Things men have made with wakened hands
And put soft life into
Are awake through years with transferred touch,
And go on glowing
For long years.
And for this reason some old things are lovely
Warm still with the life of forgotten men
Who made them.- DH Lawrence
Step 1: Welcome to the slow furniture society
The inimitable Matt Burt calls bespoke furniture the “slow furniture society”. I rather like that.
Where possible I like to start the process by meeting you where the furniture will live. “Turn up clean and on time” was the only sales advice I was given by a mentor, and it has served me well.
Delivering on promises is what bespoke furniture is all about. I’m asking you to trust me with a large chunk of cash based on nothing more than a few sketches and my dazzling wit. Turning up on time is the first step in earning that trust.
The mission of the first meeting is to understand what you need. Anyone who is interested in bespoke furniture wants something special. But that doesn’t always mean flashy. Creating a piece that quietly enhances the space it lives in without overtaking is much more difficult than making something that screams, “Here I am. LOOK AT ME!”
“This dining table you want – is it light or dark? Do you like natural edges? Delicate and graceful, or strong enough for a Greek wedding to dance on? How many people normally eat at it? How many might eat at it? Do you like figured woods? Will you need chairs to go with it?”
Having extracted the brief, I’ll leave you with a ballpark figure. “No more than $5000, but no less than $4000”. The following day, or the same day if there’s time left, I’ll email the brief back to you, with a note that I won’t start the next stage – the drawings – for 14 days. This is 14 days for you to add, change, or otherwise amend the brief.
Step 2: The Drawings
In the days leading up to a design day are troublesome for my wife. They follow the same pattern: escalating irritability, loud music and compulsive cleaning. She assures me I start growling at the dogs. There’s a lot of ‘othering’ done. Anything, please, but sitting down to the damn drawings.
I go into my workshop and clear everything off my bench. No other work is done on design days, and putting everything away stops from ‘just for a moment…’
With nothing on my bench but two sharp pencils and a scalpel, by the end of the day I’ll have a finished set of presentation drawings.
I fill a page with quick, scribbly, mostly crap images. A brain dump to flush out the rubbish and get to the good stuff.
The first doodles are like a reheated meal. A shadow of a proper dinner, leftovers from old ideas. I want to get past those, so I dump them all on the page until there’s nothing left but inspiration.
Then I walk the dogs, grab a coffee and it’s back to the bench to turn a doodle into a formal drawing.
These drawings are important. They show you, my beloved clientele, what the bloody thing will look like. They’re also vital for me in the workshop when the kids are sick, it’s the end of the day and my brain has slowed to a creep. What was I doing again? Ah yes, a table!
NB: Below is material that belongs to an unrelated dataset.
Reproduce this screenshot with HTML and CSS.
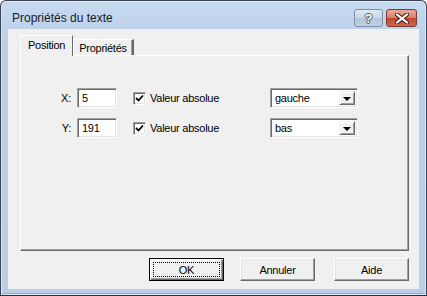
FILE: index.html
```html
<!DOCTYPE html>
<html lang="fr">
<head>
  <meta charset="UTF-8">
  <title>Propriétés du texte</title>
  <link rel="stylesheet" href="styles.css">
</head>
<body>
  <div class="window">
    <div class="titlebar">
      <span class="title">Propriétés du texte</span>
      <div class="caption">
        <div class="cap help">?</div>
        <div class="cap close">
          <svg width="14" height="11" viewBox="0 0 14 11">
            <path d="M2 1.5 L12 9.5 M12 1.5 L2 9.5" stroke="#4a2a26" stroke-width="4.2" stroke-linecap="round"/>
            <path d="M2 1.5 L12 9.5 M12 1.5 L2 9.5" stroke="#fff" stroke-width="2.2" stroke-linecap="round"/>
          </svg>
        </div>
      </div>
    </div>

    <div class="client">
      <div class="tabs">
        <div class="tab active">Position</div>
        <div class="tab">Propriétés</div>
      </div>

      <div class="panel">
        <div class="row">
          <span class="lbl">X:</span>
          <div class="edit">5</div>
          <div class="check"><svg width="9" height="9" viewBox="0 0 9 9"><path d="M1 4 L3.5 6.5 L8 1.5" stroke="#000" stroke-width="1.8" fill="none"/></svg></div>
          <span class="check-text">Valeur absolue</span>
          <div class="combo"><span class="combo-val">gauche</span><span class="drop"></span></div>
        </div>
        <div class="row">
          <span class="lbl">Y:</span>
          <div class="edit">191</div>
          <div class="check"><svg width="9" height="9" viewBox="0 0 9 9"><path d="M1 4 L3.5 6.5 L8 1.5" stroke="#000" stroke-width="1.8" fill="none"/></svg></div>
          <span class="check-text">Valeur absolue</span>
          <div class="combo"><span class="combo-val">bas</span><span class="drop"></span></div>
        </div>
      </div>

      <div class="buttons">
        <div class="btn default"><span class="focus">OK</span></div>
        <div class="btn">Annuler</div>
        <div class="btn help-btn">Aide</div>
      </div>
    </div>
  </div>
</body>
</html>
```

FILE: styles.css
```css
html, body {
  margin: 0;
  padding: 0;
  background: #fff;
}
.window {
  width: 427px;
  height: 296px;
  box-sizing: border-box;
  border: 1px solid #3b4150;
  border-bottom-color: #2a2f38;
  border-radius: 6px 6px 0 0;
  background: linear-gradient(to bottom, #c6daf0 0px, #bbd1ea 40px, #b9cfe8 100%);
  box-shadow: inset 0 0 0 1px #dbe7f5, inset 0 -2px 0 #63c3e6;
  font-family: "Liberation Sans", Arial, sans-serif;
  font-size: 11px;
  letter-spacing: -0.25px;
  color: #000;
}
.titlebar {
  height: 28px;
  display: flex;
  align-items: flex-start;
  justify-content: space-between;
}
.title {
  font-size: 12px;
  letter-spacing: 0;
  color: #1b1b1b;
  padding: 10px 0 0 11px;
}
.caption {
  display: flex;
  gap: 3px;
  padding: 8px 9px 0 0;
}
.cap {
  height: 18px;
  box-sizing: border-box;
  border-radius: 3px;
  display: flex;
  align-items: center;
  justify-content: center;
}
.help {
  width: 29px;
  border: 1px solid #7d8ea5;
  background: linear-gradient(to bottom, #dfe8f3 0%, #c9d7e8 50%, #b2c4da 51%, #c2d2e5 100%);
  color: #fff;
  font-weight: bold;
  font-size: 13px;
  letter-spacing: 0;
  text-shadow: -1px 0 #4d5a6b, 1px 0 #4d5a6b, 0 -1px #4d5a6b, 0 1px #4d5a6b;
}
.close {
  width: 31px;
  border: 1px solid #7b3a30;
  background: linear-gradient(to bottom, #e8a898 0%, #d7806d 50%, #c2452e 51%, #d0654c 100%);
}
.client {
  margin: 0 7px;
  height: 259px;
  background: #f0f0f0;
  border-top: 1px solid #f0f0f0;
}
.tabs {
  display: flex;
  align-items: flex-end;
  height: 20px;
  margin: 5px 0 0 12px;
}
.tab {
  height: 16px;
  box-sizing: border-box;
  padding: 2px 5px 0 5px;
  border-top: 1px solid #fff;
  border-left: 1px solid #fff;
  border-right: 2px solid #696969;
  box-shadow: inset -1px 0 #a0a0a0;
  background: #f0f0f0;
}
.tab.active {
  height: 21px;
  margin-bottom: -1px;
  padding: 3px 7px 0 7px;
  position: relative;
  z-index: 1;
  border-right-width: 1px;
  box-shadow: none;
}
.panel {
  margin: 0 10px 0 12px;
  height: 196px;
  box-sizing: border-box;
  border-top: 1px solid #fff;
  border-left: 1px solid #fff;
  border-right: 1px solid #696969;
  border-bottom: 1px solid #696969;
  box-shadow: inset -1px -1px 0 #a0a0a0;
  padding-top: 32px;
  display: flex;
  flex-direction: column;
  gap: 10px;
}
.row {
  display: flex;
  align-items: center;
  height: 20px;
}
.lbl {
  width: 50px;
  text-align: right;
}
.edit, .combo, .check {
  box-sizing: border-box;
  background: #fff;
  border-top: 1px solid #a0a0a0;
  border-left: 1px solid #a0a0a0;
  border-right: 1px solid #fff;
  border-bottom: 1px solid #fff;
  box-shadow: inset 1px 1px 0 #696969, inset -1px -1px 0 #e3e3e3;
}
.edit {
  margin-left: 6px;
  width: 40px;
  height: 20px;
  padding: 3px 0 0 4px;
}
.check {
  margin-left: 16px;
  width: 13px;
  height: 13px;
  display: flex;
  align-items: center;
  justify-content: center;
}
.check-text {
  margin-left: 4px;
  width: 120px;
}
.combo {
  width: 88px;
  height: 20px;
  display: flex;
  align-items: stretch;
  padding: 2px;
}
.combo-val {
  flex: 1;
  padding: 1px 0 0 2px;
}
.drop {
  width: 16px;
  box-sizing: border-box;
  background: #f0f0f0;
  border-top: 1px solid #f0f0f0;
  border-left: 1px solid #f0f0f0;
  border-right: 1px solid #696969;
  border-bottom: 1px solid #696969;
  box-shadow: inset 1px 1px 0 #fff, inset -1px -1px 0 #a0a0a0;
  display: flex;
  align-items: center;
  justify-content: center;
}
.drop::after {
  content: "";
  border-left: 4px solid transparent;
  border-right: 4px solid transparent;
  border-top: 4px solid #000;
  margin-top: 1px;
}
.buttons {
  display: flex;
  justify-content: flex-end;
  gap: 16px;
  margin: 7px 10px 0 0;
}
.btn {
  width: 75px;
  height: 23px;
  box-sizing: border-box;
  background: #f0f0f0;
  border-top: 1px solid #fff;
  border-left: 1px solid #fff;
  border-right: 1px solid #696969;
  border-bottom: 1px solid #696969;
  box-shadow: inset -1px -1px 0 #a0a0a0, inset 1px 1px 0 #e3e3e3;
  display: flex;
  align-items: center;
  justify-content: center;
}
.help-btn {
  margin-left: 3px;
}
.btn.default {
  border: 1px solid #000;
  box-shadow: inset 1px 1px 0 #fff, inset -1px -1px 0 #696969, inset -2px -2px 0 #a0a0a0;
  padding: 3px;
}
.focus {
  flex: 1;
  align-self: stretch;
  display: flex;
  align-items: center;
  justify-content: center;
  border: 1px dotted #000;
}
```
Now that there is a front, side and plan elevation drawing for me and a perspective drawing for you to hold up and see the thing in your space, I’m done for the day. And I’d better get a good night’s sleep, because tomorrow we do it all over again.
The mentor also told me to never turn up with just one idea, and I’m not game to try and prove her wrong. She never is.
Step 3: The Deposit
If you choose one of my ideas, I do a little mental dance (Hooray! The mortgage is paid this month! The kids are fed!). The way we make this official is a 50% deposit.
In normal circumstances I don’t give expected delivery dates. So much can happen to delay projects that there’s really no point, because it will almost certainly move. Unless you have a solid date you must have it by, such as a restaurant opening, we shake hands and I tell you I’ll be in touch when I start.
First thing is to order stock, and when it arrives I let you know. I let you know when the first cut has been made. I keep you updated the whole time. The sadist in me enjoys saying “see this $1200 piece of ebony? Watch me cut it in half”, but really, I’m yet to have a client who doesn’t appreciate a blow by blow account of the making.